We started by exploring the following (slightly smaller) questions: What do we mean by a culture of health in the UK? Is it helpful terminology? What assumptions are we making? How close are we to a culture of health and how is it different to the status quo? And finally – what is the role for the Faculty of Public Health?
What do we mean by a culture of health in the UK?
In the UK, recent reflections on a Fifth Wave of Public Health perhaps come the closest to describing a culture of health. It is emerging as we develop new approaches to complex public health challenges e.g. obesity, social inequalities, loss of wellbeing; all in the context of stresses on population, environment, climate and the economy.
It requires commitments from a range of social actors and structures: government, law, education, business, communities, arts… However, we know that each of these have the potential to both promote and inhibit a culture of health.
Is it helpful terminology?
We are a long way off from being able to articulate a vision for a UK culture of health with the same clarity and conviction as the RWJF; but the sentiments are present in policy emphasis on systems approaches, integration and reach into the community and voluntary sector. Additionally, the Welsh Government’s focus on ‘wellness’, NHS Scotland’s focus on fairness and social change and discussion of a ‘social movement’ for health in the recent Prevention paper in England all contribute to a vision of health as a key value in society.
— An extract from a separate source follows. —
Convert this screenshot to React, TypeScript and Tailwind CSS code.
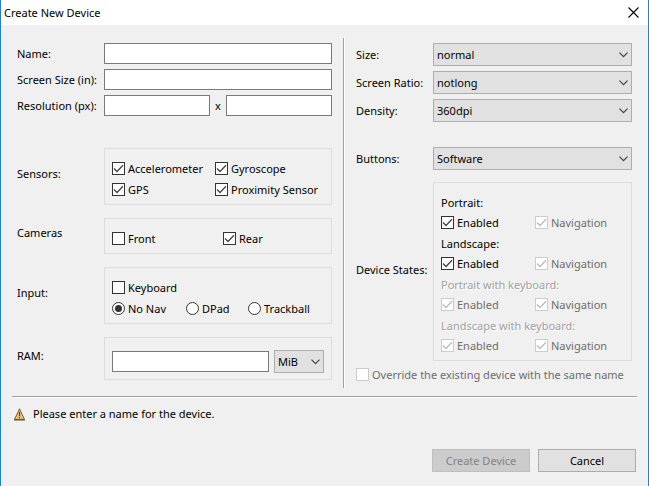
import React, { useId } from "react";
import type { ReactNode } from "react";

type BoxProps = { label: string; checked?: boolean; disabled?: boolean };

function CheckBox({ label, checked = false, disabled = false }: BoxProps) {
  return (
    <label className={`flex h-[13px] items-center gap-[3px] whitespace-nowrap ${disabled ? "text-[#6d6d6d]" : ""}`}>
      <span className="relative block size-[13px] shrink-0">
        <input
          type="checkbox"
          defaultChecked={checked}
          disabled={disabled}
          className="peer block size-[13px] appearance-none border border-[#333333] bg-white disabled:border-[#cccccc]"
        />
        <svg
          viewBox="0 0 13 13"
          className="pointer-events-none absolute inset-0 hidden size-[13px] text-[#444444] peer-checked:block peer-disabled:text-[#bcbcbc]"
          fill="none"
          stroke="currentColor"
          strokeWidth="1.3"
        >
          <path d="M2 6.5 L5 9.5 L11 3.3" />
        </svg>
      </span>
      {label}
    </label>
  );
}

function Radio({ label, checked = false }: BoxProps) {
  return (
    <label className="flex h-[13px] items-center gap-[3px] whitespace-nowrap">
      <span className="relative block size-[13px] shrink-0">
        <input
          type="radio"
          name="navigation"
          defaultChecked={checked}
          className="peer block size-[13px] appearance-none rounded-full border border-[#333333] bg-white"
        />
        <span className="pointer-events-none absolute inset-[3px] hidden rounded-full bg-[#333333] peer-checked:block" />
      </span>
      {label}
    </label>
  );
}

function TextBox({ id, label, className = "" }: { id?: string; label?: string; className?: string }) {
  return (
    <input
      id={id}
      aria-label={label}
      type="text"
      className={`h-[21px] min-w-0 flex-1 border border-[#7a7a7a] bg-white px-1 outline-none ${className}`}
    />
  );
}

function Combo({ id, label, value, className }: { id?: string; label?: string; value: string; className: string }) {
  return (
    <span className={`relative block h-[23px] ${className}`}>
      <select
        id={id}
        aria-label={label}
        defaultValue={value}
        className="block h-full w-full appearance-none border border-[#adadad] bg-[#e1e1e1] pl-[3px] outline-none"
      >
        <option>{value}</option>
      </select>
      <svg
        viewBox="0 0 9 6"
        className="pointer-events-none absolute top-[9px] right-[4px] h-[6px] w-[9px]"
        fill="none"
        stroke="#444444"
        strokeWidth="1.2"
      >
        <path d="M0.5 0.7 L4.5 4.7 L8.5 0.7" />
      </svg>
    </span>
  );
}

function FieldRow({ label, children }: { label: string; children: (id: string) => ReactNode }) {
  const id = useId();
  return (
    <div className="flex items-center">
      <label htmlFor={id} className="w-[87px] shrink-0 whitespace-nowrap">
        {label}
      </label>
      {children(id)}
    </div>
  );
}

function SelectRow({ label, value }: { label: string; value: string }) {
  const id = useId();
  return (
    <div className="flex items-center">
      <label htmlFor={id} className="w-[77px] shrink-0 whitespace-nowrap">
        {label}
      </label>
      <Combo id={id} value={value} className="flex-1" />
    </div>
  );
}

function GroupRow({ label, className, children }: { label: string; className: string; children: ReactNode }) {
  const id = useId();
  return (
    <div className="flex items-center">
      <span id={id} className="w-[87px] shrink-0 pb-[6px]">
        {label}
      </span>
      <div role="group" aria-labelledby={id} className={`min-w-0 flex-1 border border-[#dcdcdc] px-[7px] ${className}`}>
        {children}
      </div>
    </div>
  );
}

const states = [
  { title: "Portrait:", on: true },
  { title: "Landscape:", on: true },
  { title: "Portrait with keyboard:", on: false },
  { title: "Landscape with keyboard:", on: false },
];

export default function App() {
  return (
    <div className="flex min-h-screen flex-col border-x border-[#1883d7] bg-[#f0f0f0] font-['Noto_Sans','Open_Sans',sans-serif] text-[11px] leading-4 text-black">
      <header className="flex h-[25px] items-center justify-between bg-white pr-[9px] pl-[3px]">
        <h1>Create New Device</h1>
        <button type="button" aria-label="Close">
          <svg viewBox="0 0 11 11" className="block size-[11px]" fill="none" stroke="#000000" strokeWidth="1.1">
            <path d="M0.5 0.5 L10.5 10.5 M10.5 0.5 L0.5 10.5" />
          </svg>
        </button>
      </header>

      <main className="flex pt-[13px] pr-4 pl-4">
        <section className="flex min-w-0 flex-1 flex-col pt-[5px]">
          <div className="flex flex-col gap-[5px]">
            <FieldRow label="Name:">{(id) => <TextBox id={id} />}</FieldRow>
            <FieldRow label="Screen Size (in):">{(id) => <TextBox id={id} />}</FieldRow>
            <FieldRow label="Resolution (px):">
              {(id) => (
                <>
                  <TextBox id={id} />
                  <span className="w-4 text-center">x</span>
                  <TextBox label="Resolution height (px)" />
                </>
              )}
            </FieldRow>
          </div>

          <div className="mt-8 flex flex-col gap-[13px]">
            <GroupRow label="Sensors:" className="grid grid-cols-[103px_1fr] gap-y-2 pt-[13px] pb-2">
              <CheckBox label="Accelerometer" checked />
              <CheckBox label="Gyroscope" checked />
              <CheckBox label="GPS" checked />
              <CheckBox label="Proximity Sensor" checked />
            </GroupRow>
            <GroupRow label="Cameras" className="grid grid-cols-[111px_1fr] pt-[13px] pb-2">
              <CheckBox label="Front" />
              <CheckBox label="Rear" checked />
            </GroupRow>
            <GroupRow label="Input:" className="flex flex-col gap-2 pt-[13px] pb-2">
              <CheckBox label="Keyboard" />
              <div className="grid grid-cols-[74px_62px_1fr]">
                <Radio label="No Nav" checked />
                <Radio label="DPad" />
                <Radio label="Trackball" />
              </div>
            </GroupRow>
            <GroupRow label="RAM:" className="flex items-center gap-[5px] pt-3 pb-[6px]">
              <TextBox label="RAM amount" />
              <Combo label="RAM unit" value="MiB" className="w-[50px]" />
            </GroupRow>
          </div>
        </section>

        <div className="mr-[11px] ml-[11px] w-[2px] border-r border-l border-r-white border-l-[#a0a0a0]" />

        <section className="flex w-[276px] shrink-0 flex-col pt-[5px] pb-[7px]">
          <div className="flex flex-col gap-[5px]">
            <SelectRow label="Size:" value="normal" />
            <SelectRow label="Screen Ratio:" value="notlong" />
            <SelectRow label="Density:" value="360dpi" />
          </div>
          <div className="mt-[25px]">
            <SelectRow label="Buttons:" value="Software" />
          </div>
          <div className="mt-3 flex items-center">
            <span id="device-states" className="w-[77px] shrink-0 pb-1 whitespace-nowrap">
              Device States:
            </span>
            <div
              role="group"
              aria-labelledby="device-states"
              className="flex flex-1 flex-col gap-[7px] border border-[#dcdcdc] px-[7px] pt-3 pb-2"
            >
              {states.map((s) => (
                <div key={s.title} className="flex flex-col gap-[5px]">
                  <span className={s.on ? "" : "text-[#a0a0a0] [text-shadow:1px_1px_0_#ffffff]"}>{s.title}</span>
                  <div className="grid grid-cols-[94px_1fr]">
                    <CheckBox label="Enabled" checked disabled={!s.on} />
                    <CheckBox label="Navigation" checked disabled />
                  </div>
                </div>
              ))}
            </div>
          </div>
          <div className="mt-[7px]">
            <CheckBox label="Override the existing device with the same name" disabled />
          </div>
        </section>
      </main>

      <hr className="mx-[11px] mt-2 h-[2px] border-t border-b border-t-[#a0a0a0] border-b-white" />

      <p className="mt-2 flex items-center gap-2 pl-[13px]">
        <svg viewBox="0 0 11 13" className="h-[13px] w-[11px]">
          <path d="M5.5 0.8 L10.5 11.5 H0.5 Z" fill="#f0b972" stroke="#6b5a48" strokeWidth="1" />
          <path d="M0 12 H11" stroke="#55504a" strokeWidth="1" />
          <path d="M5.5 4 V8.2 M5.5 9.2 V10.4" stroke="#4a3b2a" strokeWidth="1" />
        </svg>
        Please enter a name for the device.
      </p>

      <footer className="mt-[27px] mb-[14px] flex justify-end gap-2 pr-3">
        <button
          type="button"
          disabled
          className="h-[23px] w-[98px] border border-[#bfbfbf] bg-[#cccccc] text-[#838383]"
        >
          Create Device
        </button>
        <button type="button" className="h-[23px] w-[98px] border border-[#adadad] bg-[#e1e1e1]">
          Cancel
        </button>
      </footer>
    </div>
  );
}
The challenge is 2-fold – how these polices are enacted and interpreted within health and local government structures, and then, how these values are nurtured and developed in wider civic society.
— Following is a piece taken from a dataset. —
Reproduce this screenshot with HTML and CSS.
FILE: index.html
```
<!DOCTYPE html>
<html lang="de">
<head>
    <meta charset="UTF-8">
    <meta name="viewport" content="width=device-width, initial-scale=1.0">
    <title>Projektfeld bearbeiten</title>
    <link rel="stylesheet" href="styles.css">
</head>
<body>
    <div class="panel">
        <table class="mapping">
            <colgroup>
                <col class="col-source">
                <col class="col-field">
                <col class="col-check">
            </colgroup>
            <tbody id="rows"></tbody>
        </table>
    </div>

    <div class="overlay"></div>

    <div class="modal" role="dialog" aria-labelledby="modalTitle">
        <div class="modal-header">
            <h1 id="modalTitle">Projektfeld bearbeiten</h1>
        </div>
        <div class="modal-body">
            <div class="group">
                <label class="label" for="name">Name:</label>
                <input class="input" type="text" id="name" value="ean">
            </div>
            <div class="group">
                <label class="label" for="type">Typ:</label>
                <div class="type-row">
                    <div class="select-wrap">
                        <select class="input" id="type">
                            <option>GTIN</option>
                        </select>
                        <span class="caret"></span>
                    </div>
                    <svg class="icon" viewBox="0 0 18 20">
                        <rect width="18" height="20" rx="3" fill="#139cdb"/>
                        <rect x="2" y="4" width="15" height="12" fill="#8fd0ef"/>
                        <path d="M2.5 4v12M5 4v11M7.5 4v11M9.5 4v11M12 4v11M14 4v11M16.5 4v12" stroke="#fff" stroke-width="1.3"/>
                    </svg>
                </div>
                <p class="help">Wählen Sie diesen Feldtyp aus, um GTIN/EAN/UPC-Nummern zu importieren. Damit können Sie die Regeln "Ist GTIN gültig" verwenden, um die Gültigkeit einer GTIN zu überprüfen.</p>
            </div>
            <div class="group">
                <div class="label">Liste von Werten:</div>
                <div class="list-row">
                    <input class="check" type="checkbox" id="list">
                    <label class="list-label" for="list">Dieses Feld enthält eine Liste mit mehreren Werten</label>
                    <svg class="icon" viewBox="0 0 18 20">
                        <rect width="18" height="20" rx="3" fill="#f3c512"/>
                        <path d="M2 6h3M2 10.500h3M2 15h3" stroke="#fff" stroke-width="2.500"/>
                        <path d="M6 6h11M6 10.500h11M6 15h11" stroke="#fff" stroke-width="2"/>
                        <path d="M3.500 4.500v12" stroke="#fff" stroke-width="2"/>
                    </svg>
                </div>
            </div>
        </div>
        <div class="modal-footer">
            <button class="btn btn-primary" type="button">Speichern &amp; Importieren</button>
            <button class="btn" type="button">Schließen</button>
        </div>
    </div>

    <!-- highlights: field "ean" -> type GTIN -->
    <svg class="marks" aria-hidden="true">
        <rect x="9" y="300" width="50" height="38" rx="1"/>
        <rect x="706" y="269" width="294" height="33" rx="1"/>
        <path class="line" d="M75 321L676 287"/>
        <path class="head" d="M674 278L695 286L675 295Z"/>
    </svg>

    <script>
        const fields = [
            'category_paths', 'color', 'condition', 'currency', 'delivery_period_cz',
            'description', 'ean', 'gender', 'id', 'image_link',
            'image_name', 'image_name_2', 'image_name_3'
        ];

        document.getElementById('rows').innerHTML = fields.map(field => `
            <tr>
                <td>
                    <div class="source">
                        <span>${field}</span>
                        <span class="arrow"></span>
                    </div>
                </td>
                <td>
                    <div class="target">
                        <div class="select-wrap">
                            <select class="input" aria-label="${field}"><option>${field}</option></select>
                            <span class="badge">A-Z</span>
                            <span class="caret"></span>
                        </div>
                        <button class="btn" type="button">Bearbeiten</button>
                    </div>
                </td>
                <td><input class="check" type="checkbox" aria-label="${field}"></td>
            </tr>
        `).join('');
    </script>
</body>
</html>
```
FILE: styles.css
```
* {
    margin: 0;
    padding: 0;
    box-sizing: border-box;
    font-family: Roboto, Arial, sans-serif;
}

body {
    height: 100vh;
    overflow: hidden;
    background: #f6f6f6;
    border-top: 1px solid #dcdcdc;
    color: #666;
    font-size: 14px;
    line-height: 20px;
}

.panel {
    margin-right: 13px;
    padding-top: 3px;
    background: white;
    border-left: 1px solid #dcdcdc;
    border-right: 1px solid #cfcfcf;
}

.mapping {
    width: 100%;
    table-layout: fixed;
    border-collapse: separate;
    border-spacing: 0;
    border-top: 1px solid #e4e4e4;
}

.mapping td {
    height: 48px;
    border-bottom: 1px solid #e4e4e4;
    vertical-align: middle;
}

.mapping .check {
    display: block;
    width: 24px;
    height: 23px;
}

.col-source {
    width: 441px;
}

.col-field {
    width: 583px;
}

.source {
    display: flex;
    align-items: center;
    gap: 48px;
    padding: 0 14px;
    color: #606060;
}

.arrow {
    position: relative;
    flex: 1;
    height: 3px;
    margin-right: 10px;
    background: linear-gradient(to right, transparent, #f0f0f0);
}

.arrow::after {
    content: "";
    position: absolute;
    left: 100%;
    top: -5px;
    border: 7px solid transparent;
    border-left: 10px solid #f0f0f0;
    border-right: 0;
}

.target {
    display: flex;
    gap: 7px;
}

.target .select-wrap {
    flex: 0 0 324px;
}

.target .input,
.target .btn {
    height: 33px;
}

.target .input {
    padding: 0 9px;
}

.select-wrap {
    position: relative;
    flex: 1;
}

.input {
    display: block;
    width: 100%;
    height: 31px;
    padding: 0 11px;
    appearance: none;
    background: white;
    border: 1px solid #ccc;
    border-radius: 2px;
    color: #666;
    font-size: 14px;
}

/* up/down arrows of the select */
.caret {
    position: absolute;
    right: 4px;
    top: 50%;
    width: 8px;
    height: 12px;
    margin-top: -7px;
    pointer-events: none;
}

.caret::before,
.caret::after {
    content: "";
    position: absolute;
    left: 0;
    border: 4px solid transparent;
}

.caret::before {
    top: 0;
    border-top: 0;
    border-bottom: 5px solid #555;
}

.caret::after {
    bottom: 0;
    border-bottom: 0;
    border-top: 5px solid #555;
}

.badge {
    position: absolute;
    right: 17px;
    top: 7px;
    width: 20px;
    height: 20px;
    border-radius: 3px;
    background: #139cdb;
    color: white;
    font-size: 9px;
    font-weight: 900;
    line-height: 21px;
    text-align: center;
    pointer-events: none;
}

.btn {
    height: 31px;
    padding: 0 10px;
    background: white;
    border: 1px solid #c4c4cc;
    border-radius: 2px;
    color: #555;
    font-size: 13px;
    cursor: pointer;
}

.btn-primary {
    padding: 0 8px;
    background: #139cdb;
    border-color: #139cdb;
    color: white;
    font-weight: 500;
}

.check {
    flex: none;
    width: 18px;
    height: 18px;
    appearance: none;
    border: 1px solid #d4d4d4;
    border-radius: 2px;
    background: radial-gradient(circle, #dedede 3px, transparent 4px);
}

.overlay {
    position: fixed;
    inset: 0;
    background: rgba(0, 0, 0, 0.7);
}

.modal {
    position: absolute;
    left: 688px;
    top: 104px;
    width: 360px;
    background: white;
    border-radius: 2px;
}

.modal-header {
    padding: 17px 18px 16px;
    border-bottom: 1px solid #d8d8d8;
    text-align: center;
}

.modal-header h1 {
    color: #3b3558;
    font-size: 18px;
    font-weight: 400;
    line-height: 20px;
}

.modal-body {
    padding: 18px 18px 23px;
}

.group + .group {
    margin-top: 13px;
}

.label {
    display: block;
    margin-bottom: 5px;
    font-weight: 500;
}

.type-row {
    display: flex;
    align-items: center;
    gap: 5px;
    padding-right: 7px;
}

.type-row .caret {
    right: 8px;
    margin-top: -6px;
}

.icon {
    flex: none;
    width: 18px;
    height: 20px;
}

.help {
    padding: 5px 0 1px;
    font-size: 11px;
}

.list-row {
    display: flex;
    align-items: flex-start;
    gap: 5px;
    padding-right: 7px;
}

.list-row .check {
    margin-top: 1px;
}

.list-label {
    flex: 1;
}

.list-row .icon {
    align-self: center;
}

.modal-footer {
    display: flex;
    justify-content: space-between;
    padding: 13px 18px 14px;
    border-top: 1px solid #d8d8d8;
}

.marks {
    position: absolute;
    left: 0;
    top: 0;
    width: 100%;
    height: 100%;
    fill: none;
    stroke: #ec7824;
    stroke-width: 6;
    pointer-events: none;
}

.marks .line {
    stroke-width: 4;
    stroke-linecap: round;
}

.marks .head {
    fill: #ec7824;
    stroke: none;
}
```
Reflexivity is fundamental as a starting point – being aware of our own paradigms and how they differ from others. The recent Health Foundation and Frameworks Institute Seeing Upstream report highlighted for me the real differences in expert and public understandings of health and the implications for practice. At the first meeting I chaired as a public health practitioner, after previously attending in a voluntary sector provider capacity, a colleague told me that I ‘already spoke all the NHS language’. 9 years later, there is no doubt I am completely immersed in public health thinking, writing and speaking.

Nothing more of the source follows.